Web page code records

########

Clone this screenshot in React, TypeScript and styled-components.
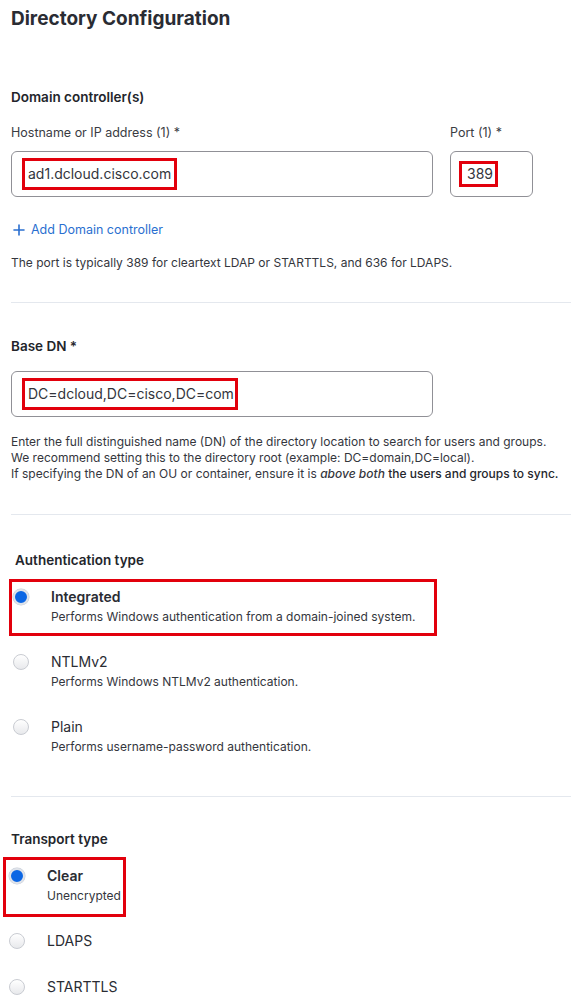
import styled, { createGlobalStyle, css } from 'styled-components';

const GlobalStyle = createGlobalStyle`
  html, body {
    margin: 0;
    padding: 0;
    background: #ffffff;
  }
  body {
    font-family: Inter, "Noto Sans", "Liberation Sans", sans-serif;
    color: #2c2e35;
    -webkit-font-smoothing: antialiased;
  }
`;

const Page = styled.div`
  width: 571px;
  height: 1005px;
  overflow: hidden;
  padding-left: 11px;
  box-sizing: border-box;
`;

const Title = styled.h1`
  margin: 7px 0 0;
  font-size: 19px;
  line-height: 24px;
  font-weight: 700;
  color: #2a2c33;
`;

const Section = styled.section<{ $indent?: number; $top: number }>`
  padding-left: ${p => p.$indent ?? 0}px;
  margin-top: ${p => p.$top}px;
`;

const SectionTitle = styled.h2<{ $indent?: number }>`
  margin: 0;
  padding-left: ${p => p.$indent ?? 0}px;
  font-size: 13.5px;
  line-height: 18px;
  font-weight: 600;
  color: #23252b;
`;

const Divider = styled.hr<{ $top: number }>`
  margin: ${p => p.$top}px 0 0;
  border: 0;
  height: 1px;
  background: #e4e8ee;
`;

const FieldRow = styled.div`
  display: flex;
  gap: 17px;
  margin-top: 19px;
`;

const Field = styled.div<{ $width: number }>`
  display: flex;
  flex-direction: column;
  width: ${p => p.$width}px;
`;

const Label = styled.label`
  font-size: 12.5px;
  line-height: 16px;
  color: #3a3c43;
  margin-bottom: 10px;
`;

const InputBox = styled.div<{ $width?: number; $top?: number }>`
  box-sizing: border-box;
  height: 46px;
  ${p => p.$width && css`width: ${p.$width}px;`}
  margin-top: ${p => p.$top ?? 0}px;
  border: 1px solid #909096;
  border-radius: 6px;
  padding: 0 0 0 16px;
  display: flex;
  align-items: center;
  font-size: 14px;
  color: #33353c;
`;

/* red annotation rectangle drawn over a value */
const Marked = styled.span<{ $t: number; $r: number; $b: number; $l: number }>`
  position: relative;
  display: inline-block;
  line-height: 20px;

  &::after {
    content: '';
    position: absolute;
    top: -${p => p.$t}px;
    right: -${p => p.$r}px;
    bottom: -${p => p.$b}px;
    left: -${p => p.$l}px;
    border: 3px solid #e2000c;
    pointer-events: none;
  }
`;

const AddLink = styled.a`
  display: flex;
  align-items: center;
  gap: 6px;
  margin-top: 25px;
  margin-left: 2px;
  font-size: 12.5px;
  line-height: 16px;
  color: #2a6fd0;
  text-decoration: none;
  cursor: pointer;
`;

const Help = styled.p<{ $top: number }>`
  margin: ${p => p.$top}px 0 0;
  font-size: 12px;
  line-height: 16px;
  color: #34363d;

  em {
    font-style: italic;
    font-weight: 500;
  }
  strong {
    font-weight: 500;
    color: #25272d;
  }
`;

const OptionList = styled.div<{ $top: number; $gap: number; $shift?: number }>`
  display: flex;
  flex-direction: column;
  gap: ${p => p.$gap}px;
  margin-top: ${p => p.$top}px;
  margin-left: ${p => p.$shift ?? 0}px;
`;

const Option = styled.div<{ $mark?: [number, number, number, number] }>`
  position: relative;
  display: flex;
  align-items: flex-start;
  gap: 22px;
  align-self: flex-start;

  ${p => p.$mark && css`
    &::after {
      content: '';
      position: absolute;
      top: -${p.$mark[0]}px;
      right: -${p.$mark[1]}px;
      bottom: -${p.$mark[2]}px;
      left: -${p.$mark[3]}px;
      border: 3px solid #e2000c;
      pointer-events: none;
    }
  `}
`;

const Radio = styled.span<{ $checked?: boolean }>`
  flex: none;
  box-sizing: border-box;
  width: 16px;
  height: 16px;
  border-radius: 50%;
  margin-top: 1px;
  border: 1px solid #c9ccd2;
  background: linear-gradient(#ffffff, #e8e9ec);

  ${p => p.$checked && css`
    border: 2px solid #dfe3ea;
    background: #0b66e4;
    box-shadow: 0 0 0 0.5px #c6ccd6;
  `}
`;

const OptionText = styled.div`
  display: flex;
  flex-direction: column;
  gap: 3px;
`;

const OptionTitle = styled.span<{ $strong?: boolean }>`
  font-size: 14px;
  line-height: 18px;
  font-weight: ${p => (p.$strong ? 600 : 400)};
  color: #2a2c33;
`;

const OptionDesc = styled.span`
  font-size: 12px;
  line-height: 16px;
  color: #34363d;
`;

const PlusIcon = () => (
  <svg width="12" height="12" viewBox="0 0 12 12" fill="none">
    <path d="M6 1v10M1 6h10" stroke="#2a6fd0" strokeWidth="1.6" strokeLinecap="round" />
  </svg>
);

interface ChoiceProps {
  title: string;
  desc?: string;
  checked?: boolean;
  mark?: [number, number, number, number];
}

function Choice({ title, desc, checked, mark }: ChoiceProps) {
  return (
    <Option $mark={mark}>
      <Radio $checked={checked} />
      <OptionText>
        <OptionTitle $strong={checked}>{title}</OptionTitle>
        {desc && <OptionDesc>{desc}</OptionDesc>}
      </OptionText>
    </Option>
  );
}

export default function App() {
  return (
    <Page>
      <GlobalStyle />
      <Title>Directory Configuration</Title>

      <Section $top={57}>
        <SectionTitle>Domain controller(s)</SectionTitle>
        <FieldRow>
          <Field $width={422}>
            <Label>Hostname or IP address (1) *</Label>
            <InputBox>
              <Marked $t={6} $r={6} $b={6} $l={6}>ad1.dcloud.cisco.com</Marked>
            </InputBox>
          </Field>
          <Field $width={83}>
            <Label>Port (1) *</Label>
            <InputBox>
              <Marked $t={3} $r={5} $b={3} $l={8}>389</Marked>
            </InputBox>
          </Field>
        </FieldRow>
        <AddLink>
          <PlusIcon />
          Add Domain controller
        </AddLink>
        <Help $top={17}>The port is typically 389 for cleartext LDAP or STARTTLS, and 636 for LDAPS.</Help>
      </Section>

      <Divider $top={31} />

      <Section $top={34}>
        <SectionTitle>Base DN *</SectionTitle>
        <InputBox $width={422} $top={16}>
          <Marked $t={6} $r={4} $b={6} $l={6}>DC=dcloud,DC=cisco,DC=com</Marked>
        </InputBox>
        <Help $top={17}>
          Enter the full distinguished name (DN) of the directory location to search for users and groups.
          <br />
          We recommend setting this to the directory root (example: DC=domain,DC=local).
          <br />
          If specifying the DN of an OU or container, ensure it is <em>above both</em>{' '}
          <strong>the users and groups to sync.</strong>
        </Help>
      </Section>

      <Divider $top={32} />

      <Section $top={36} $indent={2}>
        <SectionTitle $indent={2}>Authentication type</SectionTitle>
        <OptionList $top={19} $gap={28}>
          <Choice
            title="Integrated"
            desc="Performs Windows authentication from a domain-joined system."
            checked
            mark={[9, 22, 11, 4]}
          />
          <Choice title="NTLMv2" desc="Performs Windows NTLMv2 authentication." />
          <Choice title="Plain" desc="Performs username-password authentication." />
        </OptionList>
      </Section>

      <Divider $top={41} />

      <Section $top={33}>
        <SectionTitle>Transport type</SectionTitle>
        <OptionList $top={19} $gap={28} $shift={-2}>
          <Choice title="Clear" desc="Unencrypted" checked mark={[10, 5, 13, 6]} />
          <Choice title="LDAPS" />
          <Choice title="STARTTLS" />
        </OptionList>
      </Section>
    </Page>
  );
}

########

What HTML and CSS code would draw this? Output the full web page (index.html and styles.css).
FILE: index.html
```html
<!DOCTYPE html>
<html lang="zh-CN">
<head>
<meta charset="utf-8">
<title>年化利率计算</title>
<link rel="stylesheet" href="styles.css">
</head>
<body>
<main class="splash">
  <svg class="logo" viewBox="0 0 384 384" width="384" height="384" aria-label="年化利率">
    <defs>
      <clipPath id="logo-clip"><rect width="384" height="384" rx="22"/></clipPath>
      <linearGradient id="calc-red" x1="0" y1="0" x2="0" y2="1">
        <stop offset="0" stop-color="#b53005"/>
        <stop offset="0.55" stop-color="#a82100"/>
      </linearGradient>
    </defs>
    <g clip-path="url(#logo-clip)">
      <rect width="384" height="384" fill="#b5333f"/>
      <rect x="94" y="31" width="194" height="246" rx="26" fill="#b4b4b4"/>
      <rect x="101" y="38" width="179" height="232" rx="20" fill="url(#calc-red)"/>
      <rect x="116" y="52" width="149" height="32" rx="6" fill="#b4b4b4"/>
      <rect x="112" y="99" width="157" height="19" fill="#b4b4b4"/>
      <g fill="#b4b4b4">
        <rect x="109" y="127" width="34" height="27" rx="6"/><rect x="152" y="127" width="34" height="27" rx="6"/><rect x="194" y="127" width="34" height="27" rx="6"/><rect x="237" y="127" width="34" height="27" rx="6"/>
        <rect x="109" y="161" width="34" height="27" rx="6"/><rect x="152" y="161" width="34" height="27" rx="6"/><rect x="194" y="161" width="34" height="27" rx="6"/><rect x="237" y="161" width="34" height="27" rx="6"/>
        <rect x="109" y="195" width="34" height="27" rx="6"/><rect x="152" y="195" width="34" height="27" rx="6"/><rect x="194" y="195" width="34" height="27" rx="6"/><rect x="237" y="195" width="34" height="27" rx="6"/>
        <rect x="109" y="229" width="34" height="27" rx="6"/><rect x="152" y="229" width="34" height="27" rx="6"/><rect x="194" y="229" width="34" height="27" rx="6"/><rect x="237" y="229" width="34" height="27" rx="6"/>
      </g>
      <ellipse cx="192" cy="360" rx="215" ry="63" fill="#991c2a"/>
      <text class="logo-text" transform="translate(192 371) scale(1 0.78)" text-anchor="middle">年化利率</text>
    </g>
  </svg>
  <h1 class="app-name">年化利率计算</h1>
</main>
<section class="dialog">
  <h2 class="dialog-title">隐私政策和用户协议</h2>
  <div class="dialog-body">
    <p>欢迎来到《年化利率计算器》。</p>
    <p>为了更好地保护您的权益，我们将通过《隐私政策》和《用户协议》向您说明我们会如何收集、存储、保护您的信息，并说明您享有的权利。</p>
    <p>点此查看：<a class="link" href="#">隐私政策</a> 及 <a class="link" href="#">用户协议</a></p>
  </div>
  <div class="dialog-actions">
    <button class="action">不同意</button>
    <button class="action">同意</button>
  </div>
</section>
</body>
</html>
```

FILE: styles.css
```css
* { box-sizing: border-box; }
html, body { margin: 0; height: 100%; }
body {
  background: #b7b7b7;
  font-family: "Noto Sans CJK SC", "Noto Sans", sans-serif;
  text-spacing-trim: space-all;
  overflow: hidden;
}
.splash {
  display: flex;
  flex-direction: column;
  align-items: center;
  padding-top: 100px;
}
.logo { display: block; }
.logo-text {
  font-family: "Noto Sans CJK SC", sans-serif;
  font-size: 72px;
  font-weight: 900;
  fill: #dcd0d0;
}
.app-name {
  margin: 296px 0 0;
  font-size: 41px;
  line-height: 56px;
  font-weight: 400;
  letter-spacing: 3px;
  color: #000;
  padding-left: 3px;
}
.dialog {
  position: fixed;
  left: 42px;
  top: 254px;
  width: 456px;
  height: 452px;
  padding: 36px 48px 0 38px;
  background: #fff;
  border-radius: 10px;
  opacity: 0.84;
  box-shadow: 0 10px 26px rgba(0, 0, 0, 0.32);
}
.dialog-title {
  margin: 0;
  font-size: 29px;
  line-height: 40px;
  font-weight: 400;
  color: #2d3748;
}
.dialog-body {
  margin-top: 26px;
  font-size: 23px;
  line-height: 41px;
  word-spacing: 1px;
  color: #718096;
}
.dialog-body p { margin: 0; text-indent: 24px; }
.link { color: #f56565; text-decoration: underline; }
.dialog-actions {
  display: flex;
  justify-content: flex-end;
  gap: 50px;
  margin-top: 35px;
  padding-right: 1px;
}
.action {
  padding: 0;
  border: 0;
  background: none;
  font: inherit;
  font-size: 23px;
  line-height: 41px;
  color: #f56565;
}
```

########

- [Work to do]
Of the lines in the entries, how many include the word "components"? State only the number.

- [Reply to the exercise]
2